My friend humours me for about two seconds. "I don't take advice from anyone. I already decided that."

That's me put in my place then. "I promise not to say another word."

"Good."

She also asks me to stop talking so loudly.

What has possessed me to be so obnoxiously wise? Other women's milestones awaken something in me. I get far more excited about their promotions and pregnancies and anniversaries than I do about my own. I seem connected to some sort of interactive life-design Google site that has me caring more about about real women's lives than about the last novel I read.

Life has become one huge soap opera. I want women to decide, NOW, and stop dithering. And when they prevaricate, I want to be the outboard-bound expert at the top of the cliff - the woman with the clamp-ons and safety equipment who says: "Jump - it'll be okay!"
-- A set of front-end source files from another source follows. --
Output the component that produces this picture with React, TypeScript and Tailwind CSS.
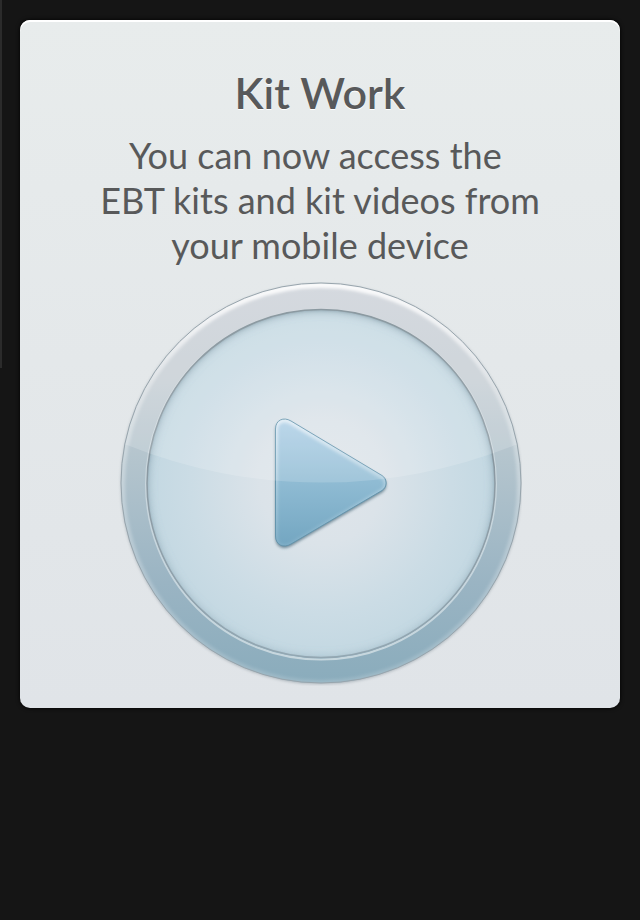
import React from "react";

const TRIANGLE =
  "M157.5 147 C157.5 138 165.500 134.500 173 139 L264 193.500 C269.500 197 269.500 205 264 208.500 L173 262 C165.500 266.500 157.500 263 157.500 254 Z";

function PlayDial() {
  return (
    <svg viewBox="0 0 404 404" className="block w-full" aria-hidden="true">
      <defs>
        <linearGradient id="ring" x1="0" y1="0" x2="0" y2="1">
          <stop offset="0" stopColor="#cdd2d9" />
          <stop offset="0.250" stopColor="#c6ced4" />
          <stop offset="0.450" stopColor="#b3c4cd" />
          <stop offset="0.750" stopColor="#9ab4c3" />
          <stop offset="1" stopColor="#8aacbc" />
        </linearGradient>
        <radialGradient id="face">
          <stop offset="0" stopColor="#e0e5ea" />
          <stop offset="0.350" stopColor="#dbe3e9" />
          <stop offset="0.750" stopColor="#cbdce5" />
          <stop offset="1" stopColor="#c3d8e2" />
        </radialGradient>
        <linearGradient id="arrow" x1="0" y1="0" x2="0" y2="1">
          <stop offset="0" stopColor="#b0d0e7" />
          <stop offset="0.500" stopColor="#8fbbd3" />
          <stop offset="1" stopColor="#73a6c1" />
        </linearGradient>
        <linearGradient id="topLight" x1="0" y1="0" x2="0" y2="1">
          <stop offset="0" stopColor="#fff" stopOpacity="0.900" />
          <stop offset="0.250" stopColor="#fff" stopOpacity="0.350" />
          <stop offset="1" stopColor="#fff" stopOpacity="0.150" />
        </linearGradient>
        <linearGradient id="innerShade" x1="0" y1="0" x2="0" y2="1">
          <stop offset="0" stopColor="#6f8a98" stopOpacity="0.700" />
          <stop offset="1" stopColor="#7b98a8" stopOpacity="0.300" />
        </linearGradient>
        <linearGradient id="innerRim" x1="0" y1="0" x2="0" y2="1">
          <stop offset="0" stopColor="#75868f" />
          <stop offset="0.500" stopColor="#8c9aa3" />
          <stop offset="1" stopColor="#93a7b2" />
        </linearGradient>
        <linearGradient id="innerLip" x1="0" y1="0" x2="0" y2="1">
          <stop offset="0" stopColor="#fff" stopOpacity="0.100" />
          <stop offset="1" stopColor="#d5e1e6" stopOpacity="0.800" />
        </linearGradient>
        <linearGradient id="arrowLight" x1="0" y1="0" x2="0" y2="1">
          <stop offset="0" stopColor="#fff" stopOpacity="0.600" />
          <stop offset="0.550" stopColor="#fff" stopOpacity="0.250" />
          <stop offset="1" stopColor="#fff" stopOpacity="0.100" />
        </linearGradient>
        <filter id="soft2" x="-10%" y="-10%" width="120%" height="120%">
          <feGaussianBlur stdDeviation="1.500" />
        </filter>
        <filter id="soft5" x="-10%" y="-10%" width="120%" height="120%">
          <feGaussianBlur stdDeviation="4" />
        </filter>
        <clipPath id="outerClip"><circle cx="203" cy="201" r="200" /></clipPath>
        <clipPath id="innerClip"><circle cx="203" cy="201.500" r="174" /></clipPath>
        <clipPath id="arrowClip"><path d={TRIANGLE} /></clipPath>
      </defs>
      <circle cx="203" cy="202" r="200" fill="#73818a" opacity="0.500" filter="url(#soft2)" />
      <circle cx="203" cy="201" r="200" fill="url(#ring)" />
      <g clipPath="url(#outerClip)">
        <circle cx="203" cy="202" r="199" fill="none" stroke="url(#topLight)" strokeWidth="6" filter="url(#soft2)" />
      </g>
      <circle cx="203" cy="202.500" r="175" fill="none" stroke="url(#innerLip)" strokeWidth="2" />
      <circle cx="203" cy="201.500" r="174" fill="url(#face)" />
      <g clipPath="url(#innerClip)">
        <circle cx="203" cy="201.500" r="176" fill="none" stroke="url(#innerShade)" strokeWidth="7" filter="url(#soft5)" />
        <circle cx="203" cy="202" r="175" fill="none" stroke="url(#innerShade)" strokeWidth="3" filter="url(#soft2)" />
      </g>
      <circle cx="203" cy="201.500" r="174" fill="none" stroke="url(#innerRim)" strokeWidth="1.500" />
      <path d={TRIANGLE} transform="translate(0 2)" fill="#3f6172" opacity="0.700" filter="url(#soft2)" />
      <path d={TRIANGLE} fill="url(#arrow)" />
      <g clipPath="url(#arrowClip)">
        <path d={TRIANGLE} transform="translate(0 1)" fill="none" stroke="url(#arrowLight)" strokeWidth="5" filter="url(#soft2)" />
      </g>
      <path d={TRIANGLE} fill="none" stroke="#6595ad" />
      <path d="M0 0 H404 V163 H397 A519 519 0 0 1 9 163 H0 Z" fill="#fff" opacity="0.160" clipPath="url(#outerClip)" />
      <circle cx="203" cy="201" r="200" fill="none" stroke="#98a5ad" />
    </svg>
  );
}

export default function App() {
  return (
    <main className="relative min-h-screen bg-[#151515] p-5 font-[Lato,sans-serif]">
      <div className="absolute top-0 left-0 h-[368px] w-0.5 bg-[#2b2b2b]" />
      <section className="flex flex-col items-center rounded-[10px] bg-linear-to-b from-[#e8ecec] to-[#e0e4e8] px-5 pt-12 pb-[22px] text-[#58595a] shadow-[inset_0_2px_0_#fff,0_0_4px_#000]">
        <h1 className="text-[43px] leading-[50px] font-semibold [text-shadow:0_1px_0_#fff]">Kit Work</h1>
        <p className="mt-[15px] text-center text-[36px] leading-[45px]">
          You can now access the&nbsp;<br />
          EBT kits and kit videos from
          <br />
          your mobile device
        </p>
        <button type="button" aria-label="Play video" className="mt-[14px] w-full max-w-[404px] cursor-pointer">
          <PlayDial />
        </button>
      </section>
    </main>
  );
}
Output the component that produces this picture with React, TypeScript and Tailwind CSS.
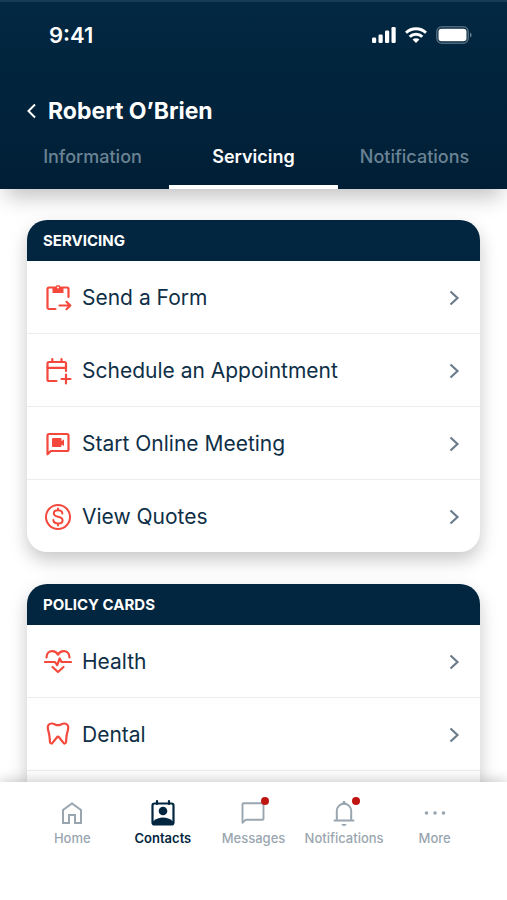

It's as though, from my own mistakes, I want to help make everything (almost) perfect for other women. I want them to experience the highs of true love and pregnancy and childbirth and nesting without the lows. I delude myself into thinking that I could help them avoid the lows, if only they'd listen to me.

Then I think of all the good advice I was too scared to take. Such as (18 months ago at the peak of the boom) the wise woman who said, "Sell now and move to the country". I suppose I didn't listen to this and many other gems for the same reason that others turn a deaf ear to me. Each of us has our own mistakes to make. Mistakes are what make us human.

But damn it, it's so darn hard to keep your mouth shut when you see other people's mistakes lit up like diversion signs in the road at night. If only I could see my own.